*What the exercise asks*.
Gather from the listing below each line that includes the word "this", and copy it.

## BEGIN Supplied records

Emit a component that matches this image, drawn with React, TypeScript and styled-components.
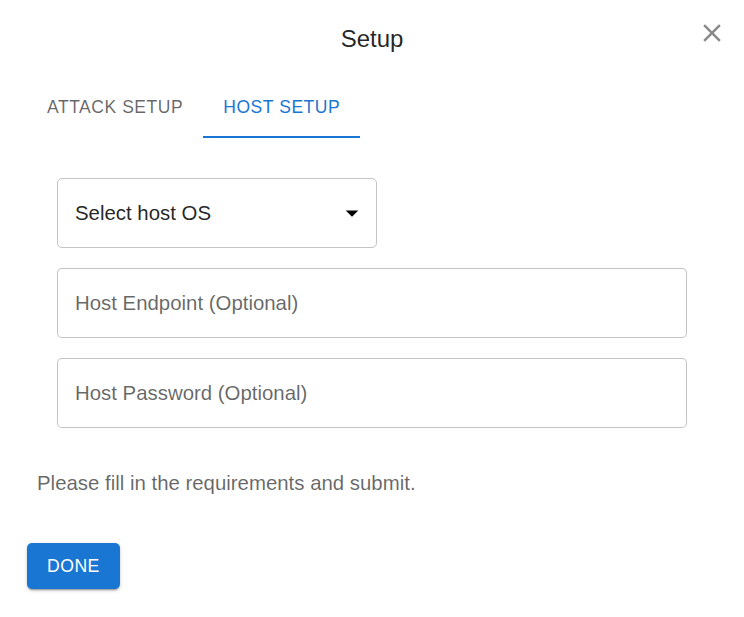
import React from "react";
import styled, { createGlobalStyle } from "styled-components";

const Global = createGlobalStyle`
  html, body { margin: 0; padding: 0; background: #ffffff; }
  body { font-family: "Liberation Sans", Arial, sans-serif; }
  * { box-sizing: border-box; }
`;

const Dialog = styled.div`
  width: 744px;
  min-height: 617px;
  background: #ffffff;
  display: flex;
  flex-direction: column;
`;

const Header = styled.div`
  position: relative;
  padding: 19px 0 19px;
`;

const Title = styled.h2`
  margin: 0;
  text-align: center;
  font-size: 24px;
  line-height: 40px;
  font-weight: 400;
  color: rgba(0, 0, 0, 0.87);
`;

const CloseButton = styled.button`
  position: absolute;
  top: 18px;
  right: 17px;
  width: 30px;
  height: 30px;
  padding: 0;
  border: none;
  background: transparent;
  color: #8a8a8a;
  display: flex;
  align-items: center;
  justify-content: center;
  cursor: pointer;
`;

const TabBar = styled.div`
  display: flex;
  padding-left: 27px;
  height: 60px;
`;

const Tab = styled.button<{ $active?: boolean }>`
  position: relative;
  height: 60px;
  padding: 0 20px 2px;
  border: none;
  background: transparent;
  font-family: "Liberation Sans", Arial, sans-serif;
  font-size: 17.5px;
  letter-spacing: 0.55px;
  text-transform: uppercase;
  color: ${(p) => (p.$active ? "#1976d2" : "rgba(0, 0, 0, 0.6)")};
  cursor: pointer;
  &::after {
    content: "";
    position: absolute;
    left: 0;
    right: 0;
    bottom: 0;
    height: 2.5px;
    background: ${(p) => (p.$active ? "#1976d2" : "transparent")};
  }
`;

const Form = styled.div`
  display: flex;
  flex-direction: column;
  gap: 20px;
  margin-top: 40px;
  padding-left: 57px;
`;

const SelectBox = styled.div`
  width: 320px;
  height: 70px;
  border: 1px solid rgba(0, 0, 0, 0.23);
  border-radius: 5px;
  display: flex;
  align-items: center;
  justify-content: space-between;
  padding: 0 9px 0 17px;
  font-size: 20.4px;
  color: rgba(0, 0, 0, 0.87);
`;

const Field = styled.input`
  width: 630px;
  height: 70px;
  border: 1px solid rgba(0, 0, 0, 0.23);
  border-radius: 5px;
  padding: 0 17px;
  font-family: "Liberation Sans", Arial, sans-serif;
  font-size: 20.4px;
  color: rgba(0, 0, 0, 0.87);
  outline: none;
  &::placeholder {
    color: rgba(0, 0, 0, 0.6);
    opacity: 1;
  }
`;

const Note = styled.p`
  margin: 40px 0 0 37px;
  font-size: 20.4px;
  line-height: 30px;
  color: rgba(0, 0, 0, 0.6);
`;

const Actions = styled.div`
  display: flex;
  padding-left: 27px;
  margin-top: 45px;
`;

const DoneButton = styled.button`
  height: 46px;
  padding: 0 20px;
  border: none;
  border-radius: 5px;
  background: #1976d2;
  color: #ffffff;
  font-family: "Liberation Sans", Arial, sans-serif;
  font-size: 17.6px;
  letter-spacing: 0.5px;
  text-transform: uppercase;
  box-shadow: 0px 3px 1px -2px rgba(0, 0, 0, 0.2),
    0px 2px 2px 0px rgba(0, 0, 0, 0.14), 0px 1px 5px 0px rgba(0, 0, 0, 0.12);
  cursor: pointer;
`;

export default function App() {
  return (
    <>
      <Global />
      <Dialog>
        <Header>
          <Title>Setup</Title>
          <CloseButton aria-label="close">
            <svg width="30" height="30" viewBox="0 0 24 24" fill="currentColor">
              <path d="M19 6.41 17.59 5 12 10.59 6.41 5 5 6.41 10.59 12 5 17.59 6.41 19 12 13.41 17.59 19 19 17.59 13.41 12z" />
            </svg>
          </CloseButton>
        </Header>
        <TabBar>
          <Tab>Attack Setup</Tab>
          <Tab $active>Host Setup</Tab>
        </TabBar>
        <Form>
          <SelectBox>
            <span>Select host OS</span>
            <svg width="30" height="30" viewBox="0 0 24 24" fill="#000">
              <path d="M7 10l5 5 5-5z" />
            </svg>
          </SelectBox>
          <Field placeholder="Host Endpoint (Optional)" />
          <Field type="password" placeholder="Host Password (Optional)" />
        </Form>
        <Note>Please fill in the requirements and submit.</Note>
        <Actions>
          <DoneButton>Done</DoneButton>
        </Actions>
      </Dialog>
    </>
  );
}
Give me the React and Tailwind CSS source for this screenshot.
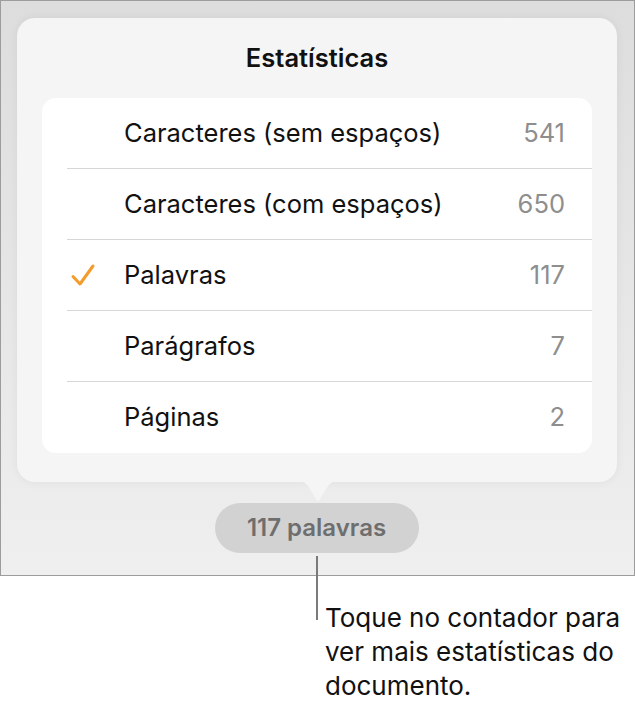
import React from "react";

const rows = [
  { label: "Caracteres (sem espaços)", value: "541" },
  { label: "Caracteres (com espaços)", value: "650" },
  { label: "Palavras", value: "117", checked: true },
  { label: "Parágrafos", value: "7" },
  { label: "Páginas", value: "2" },
];

function Check() {
  return (
    <svg width="26" height="24" viewBox="0 0 26 24" className="absolute left-[28px] top-[23px]">
      <path
        d="M3 13.5 L10 21 L23 3"
        fill="none"
        stroke="#f39c2b"
        strokeWidth="3"
        strokeLinecap="round"
        strokeLinejoin="round"
      />
    </svg>
  );
}

export default function App() {
  return (
    <div
      className="relative w-[635px] h-[710px] bg-white"
      style={{ fontFamily: "Inter, 'Noto Sans', sans-serif" }}
    >
      <div className="h-[576px] border border-[#9c9c9c] bg-linear-to-b from-[#dddddd] to-[#efefef] flex flex-col">
        <div className="mt-[17px] ml-[16px] w-[600px] h-[464px] rounded-[18px] bg-[#f5f5f5] shadow-[0_0_10px_rgba(0,0,0,0.06)] flex flex-col px-[25px]">
          <div className="h-[80px] flex items-center justify-center text-[25.5px] font-semibold text-[#111]">
            Estatísticas
          </div>
          <div className="h-[355px] rounded-[14px] bg-white flex flex-col">
            {rows.map((r, i) => (
              <div key={i} className="relative h-[71px] flex pl-[25px]">
                {r.checked && <Check />}
                <div
                  className={
                    "flex-1 flex items-center justify-between pl-[57px] pr-[27px] " +
                    (i < rows.length - 1 ? "border-b border-[#d6d6d6]" : "")
                  }
                >
                  <span className="text-[25.5px] text-[#111]">{r.label}</span>
                  <span className="text-[25.5px] text-[#8e8e8e]">{r.value}</span>
                </div>
              </div>
            ))}
          </div>
        </div>
        <div className="flex justify-center -mt-px">
          <svg width="44" height="22" viewBox="0 0 44 22" className="ml-px">
            <path
              d="M0 0 C8 0 10 2 14 8 L20 18 C21 20.5 23 20.5 24 18 L30 8 C34 2 36 0 44 0 Z"
              fill="#f5f5f5"
            />
          </svg>
        </div>
        <div className="flex justify-center">
          <div className="w-[204px] h-[50px] rounded-full bg-[#d2d2d2] flex items-center justify-center text-[24px] font-semibold text-[#6e6e6e] -ml-[2px]">
            117 palavras
          </div>
        </div>
      </div>
      <div className="absolute left-[316px] top-[556px] w-[2px] h-[64px] bg-[#7a7a7a]" />
      <div className="pl-[325px] pt-[25px] text-[26px] leading-[34px] text-[#111]">
        Toque no contador para
        <br />
        ver mais estatísticas do
        <br />
        documento.
      </div>
    </div>
  );
}
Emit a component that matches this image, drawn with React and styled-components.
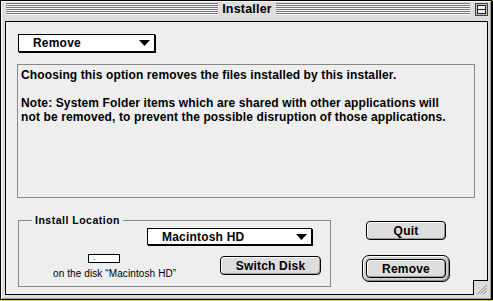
import React from 'react';
import styled, { createGlobalStyle } from 'styled-components';

const GlobalStyle = createGlobalStyle`
  html, body {
    margin: 0;
    padding: 0;
    background: #d6d64a;
  }
  body {
    font-family: "Liberation Sans", Arial, sans-serif;
    color: #000;
  }
`;

const Window = styled.div`
  width: 492px;
  height: 300px;
  box-sizing: border-box;
  border: 1px solid #000;
  box-shadow: 1px 1px 0 #000, inset 1px 1px 0 #fff, inset -1px -1px 0 #999;
  background: #dddddd;
  display: flex;
  flex-direction: column;
`;

const TitleBar = styled.div`
  height: 20px;
  flex: none;
  display: grid;
  grid-template-columns: 1fr auto 1fr;
  align-items: start;
  padding: 0 3px 0 5px;
`;

const Stripes = styled.div`
  flex: 1;
  height: 12px;
  margin-top: 2px;
  background: repeating-linear-gradient(to bottom, #777 0 1px, #f6f6f6 1px 2px);
`;

const Title = styled.div`
  padding: 0 4px;
  font-size: 12.5px;
  font-weight: bold;
  line-height: 17px;
  letter-spacing: 0.2px;
`;

const TitleRight = styled.div`
  display: flex;
  align-items: flex-start;
  gap: 5px;
`;

const ZoomBox = styled.svg`
  flex: none;
  margin-top: 2px;
`;

const Content = styled.div`
  flex: 1;
  position: relative;
  margin: 0 3px 4px 4px;
  border: 1px solid #000;
  background: #eeeeee;
  display: flex;
  flex-direction: column;
  padding: 12px 0 0 11px;
`;

const Popup = styled.div`
  width: ${p => p.$w}px;
  height: ${p => p.$h}px;
  box-sizing: border-box;
  margin-left: ${p => p.$left || 0}px;
  border: 1px solid #000;
  box-shadow: 1px 1px 0 #000;
  background: #fff;
  display: flex;
  align-items: center;
  justify-content: space-between;
  padding: 0 4px 0 14px;
  font-size: 12px;
  font-weight: bold;
  letter-spacing: 0.2px;
`;

const InfoBox = styled.div`
  margin-top: 12px;
  width: 458px;
  height: 134px;
  box-sizing: border-box;
  border: 1px solid #888;
  padding: 3px 3px;
  font-size: 12px;
  font-weight: bold;
  line-height: 14px;
  letter-spacing: 0.12px;
  white-space: nowrap;
`;

const Para = styled.p`
  margin: 0 0 14px;
`;

const BottomRow = styled.div`
  margin-top: 16px;
  display: flex;
  align-items: flex-start;
`;

const Group = styled.fieldset`
  margin: 0 0 0 1px;
  padding: 0;
  min-width: 0;
  width: 313px;
  height: 73px;
  box-sizing: border-box;
  border: 1px solid #888;
`;

const GroupLabel = styled.legend`
  margin-left: 13px;
  padding: 0 3px;
  font-size: 10.5px;
  font-weight: bold;
  line-height: 12px;
  letter-spacing: 0.5px;
`;

const DiskRow = styled.div`
  display: flex;
  justify-content: flex-end;
  padding-right: 18px;
  margin-top: 2px;
`;

const DiskInfoRow = styled.div`
  display: flex;
  align-items: flex-start;
`;

const DiskInfo = styled.div`
  margin-left: 34px;
  width: 124px;
  display: flex;
  flex-direction: column;
  align-items: flex-start;
`;

const DiskIcon = styled.div`
  margin: 9px 0 0 35px;
  width: 32px;
  height: 9px;
  box-sizing: border-box;
  border: 1px solid #000;
  background: #fff;
  font-size: 8px;
  line-height: 5px;
  padding-left: 4px;
`;

const Caption = styled.div`
  margin-top: 5px;
  font-size: 10px;
  line-height: 12px;
  letter-spacing: 0.1px;
  white-space: nowrap;
`;

const Button = styled.button`
  width: ${p => p.$w || 80}px;
  height: 19px;
  box-sizing: border-box;
  margin: ${p => p.$m || 0};
  padding: 0;
  border: 1px solid #000;
  border-radius: 4px;
  background: #dddddd;
  box-shadow: inset 1px 1px 0 #fff, inset -1px -1px 0 #999;
  font: bold 12px "Liberation Sans", Arial, sans-serif;
  letter-spacing: 0.2px;
  color: #000;
`;

const ButtonColumn = styled.div`
  margin-left: 31px;
  width: 88px;
  display: flex;
  flex-direction: column;
  align-items: center;
`;

const DefaultRing = styled.div`
  margin-top: 15px;
  padding: 3px;
  border: 1px solid #000;
  border-radius: 7px;
  background: #cccccc;
  box-shadow: inset 1px 1px 0 #fff, inset -1px -1px 0 #888;
  display: flex;
`;

const GrowBox = styled.div`
  position: absolute;
  right: -1px;
  bottom: -1px;
  width: 15px;
  height: 15px;
  box-sizing: border-box;
  border-top: 1px solid #000;
  border-left: 1px solid #000;
  background: #dddddd;
  display: flex;
  align-items: center;
  justify-content: center;
`;

const Arrow = () => (
  <svg width="11" height="6" viewBox="0 0 11 6">
    <polygon points="0,0 11,0 5.5,6" fill="#000" />
  </svg>
);

const App = () => {
  return (
    <>
      <GlobalStyle />
      <Window>
        <TitleBar>
          <Stripes />
          <Title>Installer</Title>
          <TitleRight>
            <Stripes />
            <ZoomBox width="13" height="13" viewBox="0 0 13 13">
              <rect x="0.5" y="0.5" width="12" height="12" fill="#bbb" stroke="#444" />
              <rect x="2.5" y="2.5" width="8" height="8" fill="#eee" stroke="#222" />
              <line x1="2" y1="6.5" x2="11" y2="6.5" stroke="#222" />
            </ZoomBox>
          </TitleRight>
        </TitleBar>
        <Content>
          <Popup $w={137} $h={18} $left={1}>
            <span>Remove</span>
            <Arrow />
          </Popup>
          <InfoBox>
            <Para>Choosing this option removes the files installed by this installer.</Para>
            <Para>
              Note: System Folder items which are shared with other applications will
              <br />
              not be removed, to prevent the possible disruption of those applications.
            </Para>
          </InfoBox>
          <BottomRow>
            <Group>
              <GroupLabel>Install Location</GroupLabel>
              <DiskRow>
                <Popup $w={165} $h={17}>
                  <span>Macintosh HD</span>
                  <Arrow />
                </Popup>
              </DiskRow>
              <DiskInfoRow>
                <DiskInfo>
                  <DiskIcon>.</DiskIcon>
                  <Caption>on the disk “Macintosh HD”</Caption>
                </DiskInfo>
                <Button $w={101} $m="11px 0 0 43px">Switch Disk</Button>
              </DiskInfoRow>
            </Group>
            <ButtonColumn>
              <Button $m="7px 0 0">Quit</Button>
              <DefaultRing>
                <Button>Remove</Button>
              </DefaultRing>
            </ButtonColumn>
          </BottomRow>
          <GrowBox>
            <svg width="11" height="11" viewBox="0 0 11 11">
              <g strokeWidth="1">
                <line x1="1" y1="10.5" x2="10.5" y2="1" stroke="#fff" />
                <line x1="1.5" y1="11" x2="11" y2="1.5" stroke="#777" />
                <line x1="4" y1="10.5" x2="10.5" y2="4" stroke="#fff" />
                <line x1="4.5" y1="11" x2="11" y2="4.5" stroke="#777" />
                <line x1="7" y1="10.5" x2="10.5" y2="7" stroke="#fff" />
                <line x1="7.5" y1="11" x2="11" y2="7.5" stroke="#777" />
              </g>
            </svg>
          </GrowBox>
        </Content>
      </Window>
    </>
  );
};

export default App;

## END Supplied records

*Reply to the task*.
Emit a component that matches this image, drawn with React, TypeScript and styled-components.
Give me the React and Tailwind CSS source for this screenshot.
Emit a component that matches this image, drawn with React and styled-components.
            <Para>Choosing this option removes the files installed by this installer.</Para>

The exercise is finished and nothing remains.